En continuant notre parcours, le linoleum rouge couvrant le sol semble suggérer une pièce à part qu’occupe une maquette à même le sol. Celle-ci reprend l’espace d’exposition, son organisation, et les objets qui habitent le lieu, en détail. Le plan est directement découpé sur le linoleum et laisse paraître le sol blanc d’origine.
Cette mise en abyme, référence à l’architecte, mais peut-être aussi au commissaire d’exposition qui organise spatialement une exposition, nous rappelle qu’ « À l’origine l’espace, c’est le vide. Mais [qu’]il suffit de tracer en noir le périmètre d’un carré blanc pour que le vide ne soit plus le même. »

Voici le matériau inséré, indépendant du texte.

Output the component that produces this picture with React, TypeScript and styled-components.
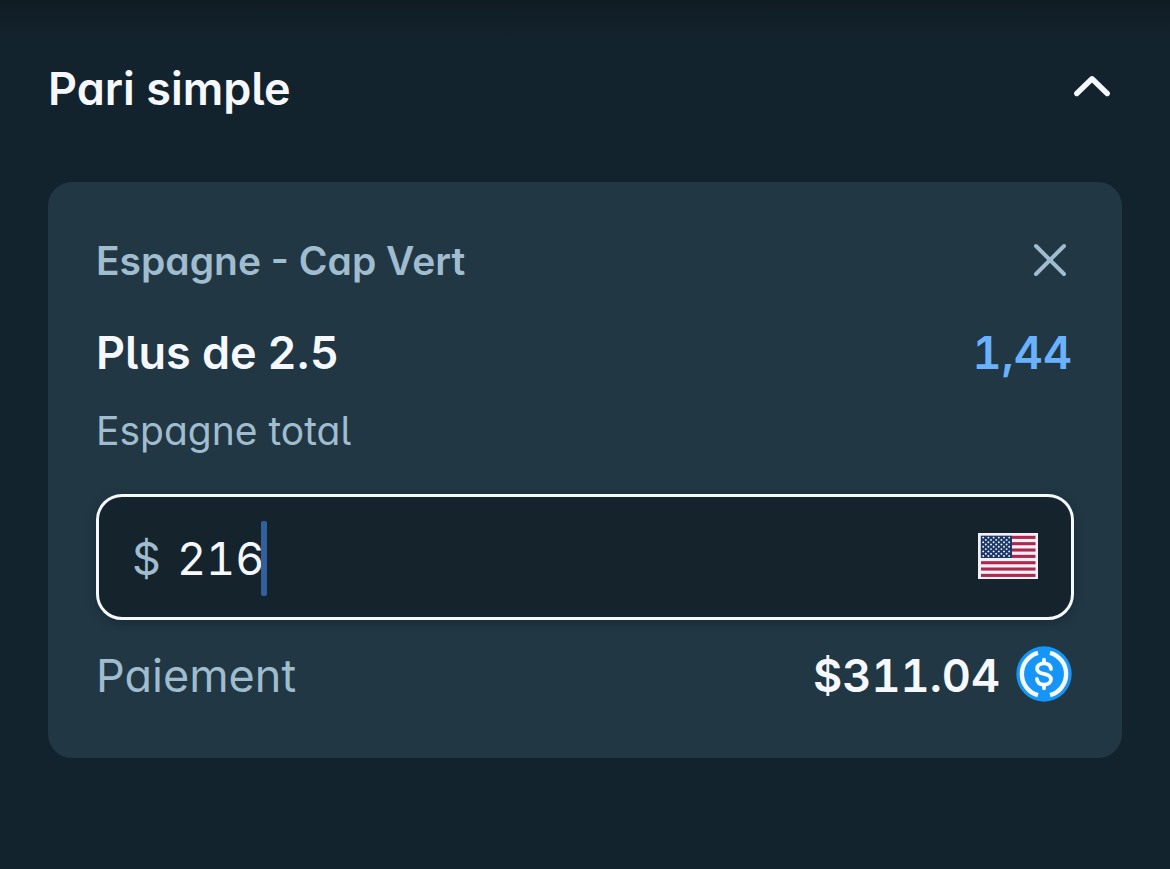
import React, { useState } from "react";
import styled, { createGlobalStyle } from "styled-components";

const color = {
  page: "#13232d",
  card: "#213743",
  field: "#15242c",
  text: "#f5f9ff",
  muted: "#a0bccf",
  odds: "#6ab2ff",
  caret: "#325f9d",
  coin: "#1495f7",
};

const textFeatures = `"cv11", "cv05", "ss03"`;
const numberFeatures = `"cv11", "cv05", "ss03", "tnum"`;

const GlobalStyle = createGlobalStyle`
  * { box-sizing: border-box; }
  body {
    margin: 0;
    min-height: 100vh;
    background: ${color.page};
    font-family: Inter, "Liberation Sans", sans-serif;
    font-feature-settings: ${textFeatures};
    color: ${color.text};
  }
  button { padding: 0; border: 0; background: none; cursor: pointer; }
`;

const Slip = styled.main`
  min-height: 100vh;
  padding: 0 48px 48px;
  background: linear-gradient(to bottom, #101c24 0, ${color.page} 40px);
`;

const Header = styled.header`
  display: flex;
  align-items: center;
  justify-content: space-between;
  height: 182px;
  padding-bottom: 8px;
`;

const Title = styled.h1`
  margin: 0;
  padding-top: 4px;
  font-size: 45px;
  line-height: 72px;
  font-weight: 600;
`;

const IconButton = styled.button<{ $tone: string; $width: number }>`
  display: flex;
  align-items: center;
  justify-content: center;
  width: ${(p) => p.$width}px;
  height: 48px;
  color: ${(p) => p.$tone};
`;

const Card = styled.section`
  display: flex;
  flex-direction: column;
  padding: 48px 48px 50px;
  border-radius: 24px;
  background: ${color.card};
`;

const Row = styled.div<{ $height: number; $after?: number }>`
  display: flex;
  align-items: center;
  justify-content: space-between;
  height: ${(p) => p.$height}px;
  margin-bottom: ${(p) => p.$after ?? 0}px;
  padding-right: 2px;
`;

const Label = styled.span<{ $size: number; $weight: number; $tone: string; $numeric?: boolean }>`
  padding-top: 2px;
  font-size: ${(p) => p.$size}px;
  line-height: 60px;
  font-weight: ${(p) => p.$weight};
  font-feature-settings: ${(p) => (p.$numeric ? numberFeatures : textFeatures)};
  color: ${(p) => p.$tone};
`;

const PayoutRow = styled(Row)`
  ${Label} { padding-top: 4px; }
`;

const Payout = styled.div`
  display: flex;
  align-items: center;
  gap: 16px;
`;

const Field = styled.label`
  display: flex;
  align-items: center;
  height: 126px;
  margin-bottom: 20px;
  padding: 0 33px;
  border: 3px solid ${color.text};
  border-radius: 26px;
  background: ${color.field};
  box-shadow: 0 3px 8px rgba(15, 33, 46, 0.5);
  font-feature-settings: ${numberFeatures};
`;

const Currency = styled.span`
  margin-right: 16px;
  padding-top: 2px;
  font-size: 45px;
  color: ${color.muted};
`;

const Amount = styled.input`
  field-sizing: content;
  height: 75px;
  min-width: 0;
  padding: 2px 0 0;
  border: 0;
  outline: 0;
  background: transparent;
  color: ${color.text};
  font: inherit;
  font-feature-settings: inherit;
  font-size: 45px;
`;

const Caret = styled.span`
  width: 6px;
  height: 75px;
  margin: 2px auto 0 -3px;
  border-radius: 2px;
  background: ${color.caret};
`;

const ChevronUp = () => (
  <svg width="40" height="24" viewBox="0 0 40 24" fill="none" aria-hidden="true">
    <path d="M4.800 18.500 20 3.800 35.200 18.500" stroke="currentColor" strokeWidth="5.400" strokeLinecap="round" strokeLinejoin="round" />
  </svg>
);

const Cross = () => (
  <svg width="36" height="36" viewBox="0 0 36 36" fill="none" aria-hidden="true">
    <path d="M4 4 32 32M32 4 4 32" stroke="currentColor" strokeWidth="4" strokeLinecap="round" />
  </svg>
);

const starRows = Array.from({ length: 9 }, (_, row) =>
  Array.from({ length: row % 2 ? 5 : 6 }, (_, i) => ({
    x: 5.2 + i * 5.2 + (row % 2 ? 2.6 : 0),
    y: 4.6 + row * 2.3,
  }))
).flat();

const FlagArt = styled.svg`
  display: block;
  margin-bottom: 2px;
`;

const UsFlag = () => (
  <FlagArt width="60" height="46" viewBox="0 0 60 46" role="img" aria-label="USD">
    <rect width="60" height="46" fill="#f0f0f7" />
    {Array.from({ length: 7 }, (_, i) => (
      <rect key={i} x="3" y={2.8 + i * 6.34} width="54.500" height="3.100" fill="#b0264c" />
    ))}
    <rect x="2.800" y="2.800" width="31.200" height="22.200" fill="#1b3768" />
    {starRows.map((s) => (
      <circle key={`${s.x}-${s.y}`} cx={s.x} cy={s.y} r="0.950" fill="#f5f8ff" />
    ))}
  </FlagArt>
);

const Coin = () => (
  <svg width="56" height="56" viewBox="-28 -28 56 56" fill="none" role="img" aria-label="USDC">
    <circle r="27.700" fill={color.coin} />
    <g stroke={color.text}>
      <path d="M-6-21.200A22 22 0 0 0-6 21.200M6-21.200A22 22 0 0 1 6 21.200" strokeWidth="4.400" />
      <path
        d="M7-5C6.500-8.800 3.800-10.600 0-10.600C-4-10.600-6.900-8.600-6.900-5.300C-6.900-2-4.400-1 0-.1C4.400.8 7 2 7 5.300C7 8.700 4 10.600 0 10.600C-4 10.600-6.600 8.800-7.100 5"
        strokeWidth="3.800"
        strokeLinecap="round"
      />
      <path d="M0-14.300V-11M0 11V14.300" strokeWidth="3.800" strokeLinecap="round" />
    </g>
  </svg>
);

export default function App() {
  const [open, setOpen] = useState(true);
  const [amount, setAmount] = useState("216");

  return (
    <>
      <GlobalStyle />
      <Slip>
        <Header>
          <Title>Pari simple</Title>
          <IconButton $tone={color.text} $width={60} aria-label="Replier" aria-expanded={open} onClick={() => setOpen(!open)}>
            <ChevronUp />
          </IconButton>
        </Header>
        {open && (
          <Card>
            <Row $height={60} $after={26}>
              <Label $size={39} $weight={600} $tone={color.muted}>Espagne - Cap Vert</Label>
              <IconButton $tone={color.muted} $width={44} aria-label="Retirer">
                <Cross />
              </IconButton>
            </Row>
            <Row $height={72} $after={12}>
              <Label $size={45} $weight={600} $tone={color.text}>Plus de 2.5</Label>
              <Label $size={45} $weight={600} $tone={color.odds} $numeric>1,44</Label>
            </Row>
            <Row $height={60} $after={34}>
              <Label $size={39} $weight={400} $tone={color.muted}>Espagne total</Label>
            </Row>
            <Field>
              <Currency>$</Currency>
              <Amount aria-label="Mise" inputMode="decimal" value={amount} onChange={(e) => setAmount(e.target.value)} />
              <Caret />
              <UsFlag />
            </Field>
            <PayoutRow $height={68}>
              <Label $size={45} $weight={400} $tone={color.muted}>Paiement</Label>
              <Payout>
                <Label $size={45} $weight={600} $tone={color.text} $numeric>$311.04</Label>
                <Coin />
              </Payout>
            </PayoutRow>
          </Card>
        )}
      </Slip>
    </>
  );
}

Comme Perec dans cette citation, Clara Stengel nous fait constater que dans nos constructions mentales il suffit d’un motif de Vichy pour évoquer une cuisine, ou de planches de différentes dimensions, disposées verticalement, pour suggérer une porte ou un mur. Ce n’est d’ailleurs pas un hasard si l’artiste a fait le choix d’exposer dans l’espace où elle a travaillé tout au long de ses dernières années d’études. Clara Stengel cherche à dresser un portrait, à redessiner le plan de ce lieu transformé de force en white cube, à travers un langage des plus simples et des plus simplifiés. 

Clara Stengel est née en 1989. Diplômée de L’Ecole Nationale Supérieure des Beaux-Arts de Paris en 2012, elle vit et travaille à Paris.